The orbiting body's path around the barycenter and its path relative to its primary are both ellipses. The semi-major axis is sometimes used in astronomy as the primary-to-secondary distance when the mass ratio of the primary to the secondary is significantly large ($M \gg m$); thus, the orbital parameters of the planets are given in heliocentric terms. The difference between the primocentric and "absolute" orbits may best be illustrated by looking at the Earth–Moon system. The mass ratio in this case is 81.30059. The Earth–Moon characteristic distance, the semi-major axis of the geocentric lunar orbit, is 384,400 km. (Given the lunar orbit's eccentricity e = 0.0549, its semi-minor axis is 383,800 km. Thus the Moon's orbit is almost circular.) The barycentric lunar orbit, on the other hand, has a semi-major axis of 379,730 km, the Earth's counter-orbit taking up the difference, 4,670 km. The Moon's average barycentric orbital speed is 1.010 km/s, whilst the Earth's is 0.012 km/s. The total of these speeds gives a geocentric lunar average orbital speed of 1.022 km/s; the same value may be obtained by considering just the geocentric semi-major axis value.

===Average distance===
It is often said that the semi-major axis is the "average" distance between the primary focus of the ellipse and the orbiting body. This is not quite accurate, because it depends on what the average is taken over. The time- and angle-averaged distance of the orbiting body can vary by 50-100% from the orbital semi-major axis, depending on the eccentricity.

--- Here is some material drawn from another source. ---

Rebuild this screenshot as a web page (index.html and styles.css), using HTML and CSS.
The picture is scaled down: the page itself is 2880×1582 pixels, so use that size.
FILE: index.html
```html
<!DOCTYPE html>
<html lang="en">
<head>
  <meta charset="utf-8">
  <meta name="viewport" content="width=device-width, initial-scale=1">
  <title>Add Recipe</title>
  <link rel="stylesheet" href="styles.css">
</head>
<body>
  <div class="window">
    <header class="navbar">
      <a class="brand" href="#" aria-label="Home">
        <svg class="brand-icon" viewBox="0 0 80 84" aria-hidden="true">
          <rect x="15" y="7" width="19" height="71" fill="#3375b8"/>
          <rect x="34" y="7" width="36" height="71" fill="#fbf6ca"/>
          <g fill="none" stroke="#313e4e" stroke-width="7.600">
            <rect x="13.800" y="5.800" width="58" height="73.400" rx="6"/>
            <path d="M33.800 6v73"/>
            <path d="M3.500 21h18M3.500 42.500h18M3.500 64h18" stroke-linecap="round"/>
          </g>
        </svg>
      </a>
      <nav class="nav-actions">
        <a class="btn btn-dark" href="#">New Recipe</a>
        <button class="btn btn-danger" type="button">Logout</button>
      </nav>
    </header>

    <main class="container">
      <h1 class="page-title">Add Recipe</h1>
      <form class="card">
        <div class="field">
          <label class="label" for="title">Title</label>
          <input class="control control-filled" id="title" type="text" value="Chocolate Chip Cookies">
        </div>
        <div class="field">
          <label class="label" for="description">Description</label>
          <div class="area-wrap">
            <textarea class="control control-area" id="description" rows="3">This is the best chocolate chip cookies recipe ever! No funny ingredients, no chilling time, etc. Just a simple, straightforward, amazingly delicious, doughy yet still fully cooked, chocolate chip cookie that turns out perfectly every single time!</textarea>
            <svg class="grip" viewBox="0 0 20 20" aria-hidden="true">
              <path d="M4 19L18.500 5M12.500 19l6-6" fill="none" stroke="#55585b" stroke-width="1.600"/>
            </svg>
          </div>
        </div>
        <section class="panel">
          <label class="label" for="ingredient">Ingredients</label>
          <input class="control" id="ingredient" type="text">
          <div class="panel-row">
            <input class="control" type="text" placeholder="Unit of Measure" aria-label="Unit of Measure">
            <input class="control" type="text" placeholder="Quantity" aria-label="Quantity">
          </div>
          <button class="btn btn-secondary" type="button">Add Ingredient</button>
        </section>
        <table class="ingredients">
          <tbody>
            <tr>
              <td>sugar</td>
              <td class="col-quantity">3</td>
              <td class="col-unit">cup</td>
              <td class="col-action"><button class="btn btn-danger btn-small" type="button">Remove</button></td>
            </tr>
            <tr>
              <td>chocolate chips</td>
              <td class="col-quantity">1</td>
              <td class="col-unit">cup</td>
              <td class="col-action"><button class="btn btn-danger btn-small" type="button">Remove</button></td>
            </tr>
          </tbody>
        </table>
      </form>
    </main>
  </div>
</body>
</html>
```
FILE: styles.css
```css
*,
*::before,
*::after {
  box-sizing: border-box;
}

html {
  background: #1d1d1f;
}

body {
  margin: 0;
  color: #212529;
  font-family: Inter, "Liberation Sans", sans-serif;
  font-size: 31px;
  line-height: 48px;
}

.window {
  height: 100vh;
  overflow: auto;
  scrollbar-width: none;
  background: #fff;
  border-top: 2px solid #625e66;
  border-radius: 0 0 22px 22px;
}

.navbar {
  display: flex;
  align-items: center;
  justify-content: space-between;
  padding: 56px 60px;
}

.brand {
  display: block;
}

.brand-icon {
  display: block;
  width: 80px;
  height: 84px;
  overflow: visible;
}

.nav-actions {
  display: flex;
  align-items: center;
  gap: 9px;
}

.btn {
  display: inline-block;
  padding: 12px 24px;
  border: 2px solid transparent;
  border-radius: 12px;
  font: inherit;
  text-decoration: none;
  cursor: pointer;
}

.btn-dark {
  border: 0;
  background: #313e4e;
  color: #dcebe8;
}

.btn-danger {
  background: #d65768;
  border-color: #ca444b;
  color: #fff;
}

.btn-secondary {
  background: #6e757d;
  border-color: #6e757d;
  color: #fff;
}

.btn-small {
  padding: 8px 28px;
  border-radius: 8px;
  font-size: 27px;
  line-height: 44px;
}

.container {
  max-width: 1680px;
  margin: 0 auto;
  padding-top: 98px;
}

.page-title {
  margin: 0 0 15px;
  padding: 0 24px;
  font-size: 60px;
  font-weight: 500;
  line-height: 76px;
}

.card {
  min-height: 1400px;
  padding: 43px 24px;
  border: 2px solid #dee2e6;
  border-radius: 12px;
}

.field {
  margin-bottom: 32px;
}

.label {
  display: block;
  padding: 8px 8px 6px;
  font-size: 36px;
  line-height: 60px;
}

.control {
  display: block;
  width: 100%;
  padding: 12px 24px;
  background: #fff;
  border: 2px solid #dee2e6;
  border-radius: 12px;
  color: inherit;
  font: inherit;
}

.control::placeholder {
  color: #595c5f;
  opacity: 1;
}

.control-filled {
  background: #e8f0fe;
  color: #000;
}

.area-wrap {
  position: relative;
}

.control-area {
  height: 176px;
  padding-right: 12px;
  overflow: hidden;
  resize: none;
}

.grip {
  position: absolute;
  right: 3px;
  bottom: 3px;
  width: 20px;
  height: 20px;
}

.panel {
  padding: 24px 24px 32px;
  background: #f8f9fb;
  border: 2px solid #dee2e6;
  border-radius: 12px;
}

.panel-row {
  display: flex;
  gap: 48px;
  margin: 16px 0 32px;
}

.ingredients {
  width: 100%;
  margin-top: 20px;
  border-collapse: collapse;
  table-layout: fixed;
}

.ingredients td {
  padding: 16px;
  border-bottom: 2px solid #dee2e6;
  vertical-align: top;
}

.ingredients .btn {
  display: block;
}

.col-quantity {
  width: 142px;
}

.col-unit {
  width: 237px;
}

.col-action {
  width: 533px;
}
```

- averaging the distance over the eccentric anomaly indeed results in the semi-major axis.
- averaging over the true anomaly (the true orbital angle, measured at the focus) results in the semi-minor axis $b = a \sqrt{1 - e^2}$.
- averaging over the mean anomaly (the fraction of the orbital period that has elapsed since pericentre, expressed as an angle) gives the time-average $a \left(1 + \frac{e^2}{2}\right)\,$.

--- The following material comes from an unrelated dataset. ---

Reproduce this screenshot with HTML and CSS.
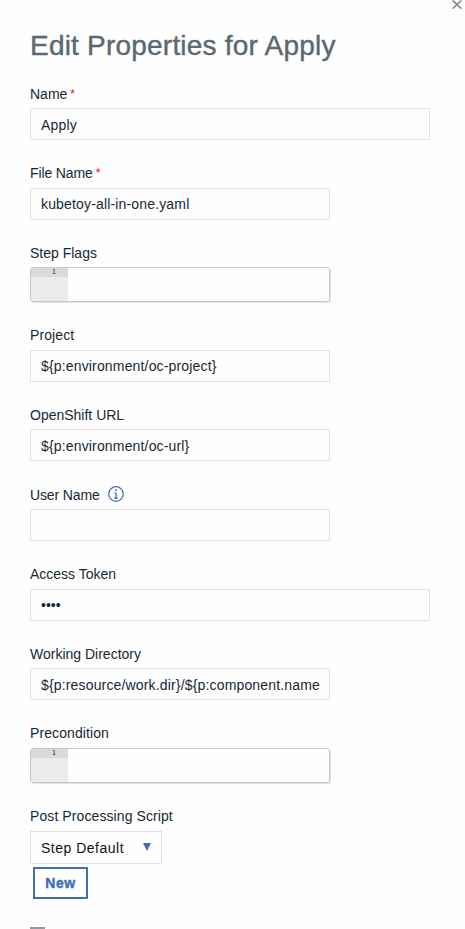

The time-averaged value of the reciprocal of the radius, $r^{-1}$, is $a^{-1}$.

===Energy; calculation of semi-major axis from state vectors===

In astrodynamics, the semi-major axis a can be calculated from orbital state vectors:

$a = -\frac{\mu}{2\varepsilon}$

for an elliptical orbit and, depending on the convention, the same or

$a = \frac{\mu}{2\varepsilon}$

for a hyperbolic trajectory, and

$\varepsilon = \frac{v^2}{2} - \frac{\mu}{|\mathbf{r}|}$

(specific orbital energy) and

$\mu = GM,$

(standard gravitational parameter), where:
 v is orbital velocity from velocity vector of an orbiting object,
 r is a cartesian position vector of an orbiting object in coordinates of a reference frame with respect to which the elements of the orbit are to be calculated (e.g. geocentric equatorial for an orbit around Earth, or heliocentric ecliptic for an orbit around the Sun),
 G is the gravitational constant,
 M is the mass of the gravitating body, and
 $\varepsilon$ is the specific energy of the orbiting body.

Note that for a given amount of total mass, the specific energy and the semi-major axis are always the same, regardless of eccentricity or the ratio of the masses. Conversely, for a given total mass and semi-major axis, the total specific orbital energy is always the same. This statement will always be true under any given conditions.

=== Semi-major and semi-minor axes of the planets' orbits ===

Planet orbits are always cited as prime examples of ellipses (Kepler's first law). However, the minimal difference between the semi-major and semi-minor axes shows that they are virtually circular in appearance. That difference (or ratio) is based on the eccentricity and is computed as $\frac{a}{b} = \frac{1}{\sqrt{1 - e^2}}$, which for typical planet eccentricities yields very small results.

The reason for the assumption of prominent elliptical orbits lies probably in the much larger difference between aphelion and perihelion. That difference (or ratio) is also based on the eccentricity and is computed as $\frac{r_\text{a}}{r_\text{p}} = \frac{1 + e}{1 - e}$. Due to the large difference between aphelion and perihelion, Kepler's second law is easily visualized.

|  | Eccentricity | Semi-major axis a (AU) | Semi-minor axis b (AU) | Difference (%) | Perihelion (AU) | Aphelion (AU) | Difference (%) |
|---|---|---|---|---|---|---|---|
| Mercury | 0.206 | 0.38700 | 0.37870 | 2.2 | 0.307 | 0.467 | 52 |
| Venus | 0.007 | 0.72300 | 0.72298 | 0.002 | 0.718 | 0.728 | 1.4 |
| Earth | 0.017 | 1.00000 | 0.99986 | 0.014 | 0.983 | 1.017 | 3.5 |
| Mars | 0.093 | 1.52400 | 1.51740 | 0.44 | 1.382 | 1.666 | 21 |
| Jupiter | 0.049 | 5.20440 | 5.19820 | 0.12 | 4.950 | 5.459 | 10 |
| Saturn | 0.057 | 9.58260 | 9.56730 | 0.16 | 9.041 | 10.124 | 12 |
| Uranus | 0.046 | 19.21840 | 19.19770 | 0.11 | 18.330 | 20.110 | 9.7 |
| Neptune | 0.010 | 30.11000 | 30.10870 | 0.004 | 29.820 | 30.400 | 1.9 |

1 AU (astronomical unit) equals 149.6 million km.